As this depressing year slowly crawls to the finish, one of my dearest friends has departed before the New Years bells have chimed in 2013. Brandon Stewart left us last night, way too soon at just age 58. I want you all to know about this amazing person.
Brandon was a true gentleman who as another friend put it, had a “unique style.”
Tthe test of a truly great life is how you are remembered. Brandon never had a bad word to say about anyone, and absolutely no one had a bad word to say about him.
He had great manners. He really liked people and he was particularly fond of animals. He was concerned about and tuned in to the Earth around him.
He was enthusiastic about many things, including the art world, his family, the Boston Red Sox, and Grace Potter & the Nocturnals (for whom his enthusiasm remained strong until the very end).
Brandon was a bachelor, but he was always surrounded by interesting people who truly loved him.
He had a way of making each of the people in his life feel very special. When you talked to him he gave you his full attention, and he was always interested in what you were doing.
At the end of his life he was still able to have contact with many of his closest friends, and at the very end, his beloved cousins were at his bedside.
On October 22nd I was in Brandon’s neighborhood and wanted to stop by, but he said he wasn’t feeling too well and he thought maybe he’d eaten something that didn’t agree with him.
After a few tests, and just weeks later, he was in the hospital, the victim of a very rare, virulent, and virtually untreatable cancer called cholangiocarcinoma.
None of us had any idea how fast his exit would be, but his end came in literally less than two weeks.
Brandon and I met at the Southwest Brooklyn Industrial Development Corporation where he was Executive Director and I was Assistant Director.
He also hired John Dunham, who eventually become my husband. But even after we all stopped working together, Brandon. John and I continued to be close friends.
Hardly a week went by when I didn’t speak to him at least a couple of times about something, even if it was just to say hello.
After decades of friendship, there is no way I’m ever going to fill that void.
There is a moment of little consequence, but it sticks in my mind when I think of Brandon.
He’s in my kitchen at my weekend home, standing next to me at the stove wearing jeans and a faded tee shirt that he slept in.
He’s looking intently at the griddle, ready to flip pancakes. He loved doing this. With his precise “flip!” he never messed up a single one.
Brandon was really fun to be with and a good sport. If I asked him to do something, he usually did it, even if he was dubious about it, such as the time I signed us up for West Coast Swing dance lessons (neither of us are going to make it onto Dancing With The Stars, we were terrible!), or when we collaborated on the creation of a non profit for creative types, called The Metropolitan Tribe.
Once he agreed to do something, he always followed through.
One of the things that really distinguished Brandon was his outwardly calm demeanor. I have no idea what he was really thinking on the inside.

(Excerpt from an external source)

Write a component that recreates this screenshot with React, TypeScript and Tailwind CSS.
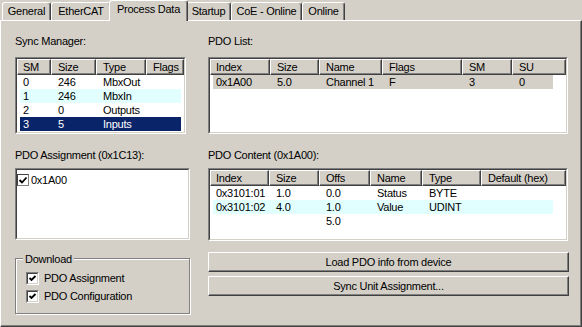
import React from 'react';
import clsx from 'clsx';

type Col = { label: string; w: string; rw: string };
type Row = { cells: string[]; tone?: 'sel' | 'cyan' | 'gray' };

const syncCols: Col[] = [
  { label: 'SM', w: 'w-[34px]', rw: 'w-[31px]' },
  { label: 'Size', w: 'w-[45px]', rw: 'w-[45px]' },
  { label: 'Type', w: 'w-[50px]', rw: 'w-[50px]' },
  { label: 'Flags', w: 'flex-1', rw: 'w-[35px]' },
];

const syncRows: Row[] = [
  { cells: ['0', '246', 'MbxOut', ''] },
  { cells: ['1', '246', 'MbxIn', ''], tone: 'cyan' },
  { cells: ['2', '0', 'Outputs', ''] },
  { cells: ['3', '5', 'Inputs', ''], tone: 'sel' },
];

const listCols: Col[] = [
  { label: 'Index', w: 'w-[60px]', rw: 'w-[57px]' },
  { label: 'Size', w: 'w-[49px]', rw: 'w-[49px]' },
  { label: 'Name', w: 'w-[63px]', rw: 'w-[63px]' },
  { label: 'Flags', w: 'w-[80px]', rw: 'w-[80px]' },
  { label: 'SM', w: 'w-[50px]', rw: 'w-[50px]' },
  { label: 'SU', w: 'flex-1', rw: 'w-[41px]' },
];

const listRows: Row[] = [{ cells: ['0x1A00', '5.0', 'Channel 1', 'F', '3', '0'], tone: 'gray' }];

const contentCols: Col[] = [
  { label: 'Index', w: 'w-[59px]', rw: 'w-[56px]' },
  { label: 'Size', w: 'w-[50px]', rw: 'w-[50px]' },
  { label: 'Offs', w: 'w-[51px]', rw: 'w-[51px]' },
  { label: 'Name', w: 'w-[52px]', rw: 'w-[52px]' },
  { label: 'Type', w: 'w-[59px]', rw: 'w-[59px]' },
  { label: 'Default (hex)', w: 'flex-1', rw: 'w-[72px]' },
];

const contentRows: Row[] = [
  { cells: ['0x3101:01', '1.0', '0.0', 'Status', 'BYTE', ''] },
  { cells: ['0x3101:02', '4.0', '1.0', 'Value', 'UDINT', ''], tone: 'cyan' },
  { cells: ['', '', '5.0', '', '', ''] },
];

const tabs = [
  { label: 'General', w: 'w-[49px]' },
  { label: 'EtherCAT', w: 'w-[60px]' },
  { label: 'Process Data', w: 'w-[79px]', active: true },
  { label: 'Startup', w: 'w-[45px]' },
  { label: 'CoE - Online', w: 'w-[71px]' },
  { label: 'Online', w: 'w-[43px]' },
];

function Sunken({ className, children }: { className?: string; children?: React.ReactNode }) {
  return (
    <div className={clsx('border border-t-[#808080] border-l-[#808080] border-b-white border-r-white', className)}>
      <div className="h-full border border-t-[#404040] border-l-[#404040] border-b-[#d4d0c8] border-r-[#d4d0c8] bg-white overflow-hidden">
        {children}
      </div>
    </div>
  );
}

function ListView({ cols, rows, className }: { cols: Col[]; rows: Row[]; className?: string }) {
  return (
    <Sunken className={className}>
      <div className="flex h-[16px]">
        {cols.map((c, i) => (
          <div
            key={c.label}
            className={clsx(
              'h-full whitespace-nowrap bg-[#d4d0c8] border border-t-white border-l-white border-r-[#404040] border-b-[#404040] shadow-[inset_-1px_-1px_0_#808080] leading-[14px]',
              i === 0 ? 'pl-[5px]' : 'pl-[6px]',
              c.w,
            )}
          >
            {c.label}
          </div>
        ))}
      </div>
      {rows.map((r, ri) => (
        <div
          key={ri}
          className={clsx(
            'flex w-max h-[14px] ml-[3px] leading-[14px] whitespace-nowrap',
            r.tone === 'sel' && 'bg-[#0a246a] text-white',
            r.tone === 'cyan' && 'bg-[#e1ffff]',
            r.tone === 'gray' && 'bg-[#d4d0c8]',
          )}
        >
          {r.cells.map((cell, ci) => (
            <div key={ci} className={clsx(cols[ci].rw, ci === 0 ? 'pl-[3px]' : 'pl-[7px]')}>
              {cell}
            </div>
          ))}
        </div>
      ))}
    </Sunken>
  );
}

function Check3D() {
  return (
    <div className="w-[13px] h-[13px] shrink-0 border border-t-[#808080] border-l-[#808080] border-b-white border-r-white">
      <div className="h-full border border-t-[#404040] border-l-[#404040] border-b-[#d4d0c8] border-r-[#d4d0c8] bg-white">
        <svg viewBox="0 0 9 9" className="w-[9px] h-[9px] block">
          <polyline points="1.5,4 3.5,6 7.5,2" fill="none" stroke="#000" strokeWidth="1.8" />
        </svg>
      </div>
    </div>
  );
}

function Button({ children, className }: { children: React.ReactNode; className?: string }) {
  return (
    <div
      className={clsx(
        'h-[20px] w-full flex items-center justify-center bg-[#d4d0c8] border border-t-white border-l-white border-r-[#404040] border-b-[#404040] shadow-[inset_-1px_-1px_0_#808080] leading-[13px]',
        className,
      )}
    >
      {children}
    </div>
  );
}

export default function App() {
  return (
    <div className="w-[582px] h-[327px] bg-[#d4d0c8] flex flex-col text-[11px] tracking-[-0.25px] text-black font-['Liberation_Sans',Arial,sans-serif] overflow-hidden">
      <div className="flex items-end h-[20px] pl-[2px]">
        {tabs.map((t) =>
          t.active ? (
            <div
              key={t.label}
              className={clsx(
                'relative z-10 h-[21px] -mb-[1px] -mx-[2px] bg-[#d4d0c8] flex justify-center pt-[2px] leading-[13px] whitespace-nowrap rounded-t-[3px] border-t border-l border-white border-r border-r-[#404040] shadow-[inset_-1px_0_0_#808080]',
                t.w,
              )}
            >
              {t.label}
            </div>
          ) : (
            <div
              key={t.label}
              className={clsx(
                'h-[18px] flex justify-center pt-[2px] leading-[13px] whitespace-nowrap rounded-t-[3px] border-t border-l border-white border-r border-r-[#404040] shadow-[inset_-1px_0_0_#808080]',
                t.w,
              )}
            >
              {t.label}
            </div>
          ),
        )}
      </div>

      <div className="flex-1 border border-t-white border-l-white border-r-[#404040] border-b-[#404040] shadow-[inset_-1px_-1px_0_#808080]">
        <div className="grid grid-cols-[175px_361px] gap-x-[18px] pl-[14px]">
          {/* left column */}
          <div className="flex flex-col">
            <div className="mt-[14px] leading-[13px]">Sync Manager:</div>
            <ListView cols={syncCols} rows={syncRows} className="mt-[9px] w-[171px] h-[77px]" />
            <div className="mt-[15px] leading-[13px]">PDO Assignment (0x1C13):</div>
            <Sunken className="mt-[6px] h-[72px] w-full">
              <div className="flex items-center gap-[2px] h-[14px] mt-[3px] leading-[14px]">
                <div className="w-[12px] h-[12px] border border-t-[#404040] border-l-[#404040] border-b-[#808080] border-r-[#808080] bg-white">
                  <svg viewBox="0 0 10 10" className="w-[10px] h-[10px] block">
                    <polyline points="1.5,5 4,7.5 8.5,2.5" fill="none" stroke="#000" strokeWidth="1.8" />
                  </svg>
                </div>
                <span>0x1A00</span>
              </div>
            </Sunken>
            <div className="relative mt-[18px] border border-[#808080] shadow-[inset_1px_1px_0_#fff,1px_1px_0_#fff] pl-[10px] pt-[13px] pb-[10px] flex flex-col gap-[5px]">
              <span className="absolute -top-[6px] left-[7px] px-[2px] bg-[#d4d0c8] leading-[13px]">Download</span>
              <div className="flex items-center gap-[5px] h-[13px] leading-[13px]">
                <Check3D />
                <span>PDO Assignment</span>
              </div>
              <div className="flex items-center gap-[5px] h-[13px] leading-[13px]">
                <Check3D />
                <span>PDO Configuration</span>
              </div>
            </div>
          </div>

          {/* right column */}
          <div className="flex flex-col">
            <div className="mt-[14px] leading-[13px]">PDO List:</div>
            <ListView cols={listCols} rows={listRows} className="mt-[9px] w-[360px] h-[77px]" />
            <div className="mt-[15px] leading-[13px]">PDO Content (0x1A00):</div>
            <ListView cols={contentCols} rows={contentRows} className="mt-[6px] w-[360px] h-[73px]" />
            <Button className="mt-[11px]">Load PDO info from device</Button>
            <Button className="mt-[4px]">Sync Unit Assignment...</Button>
          </div>
        </div>
      </div>
    </div>
  );
}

I remember going to see the movie Alien. Everyone was jumping and yelling, but Brandon merely twitched for a moment, and was quiet.
He was dignified, elegant and remained so until the end. He hardly ever complained unless there was a very good reason. His kind and gentle nature were appreciated by all who knew him.
The last time I saw him in person it was early October. He was waiting for me to stop by and pick up some Grace Potter tickets for a show at the Beacon Theater on November 16th.
I sat in his kitchen, complaining about my apartment renovation that was not going so quickly or so well. He offered tea (well, actually it was a double scotch), and sympathy, then walked me to the train. I never saw him again. Had I had known what was to come, I would have told him how much he meant to me and how much I appreciated his friendship.
I never got the chance. But I’m sure he knew, anyway.
Brandon was one of a kind. The world was a better place for his being in it. The world is poorer for the loss of Brandon Stewart.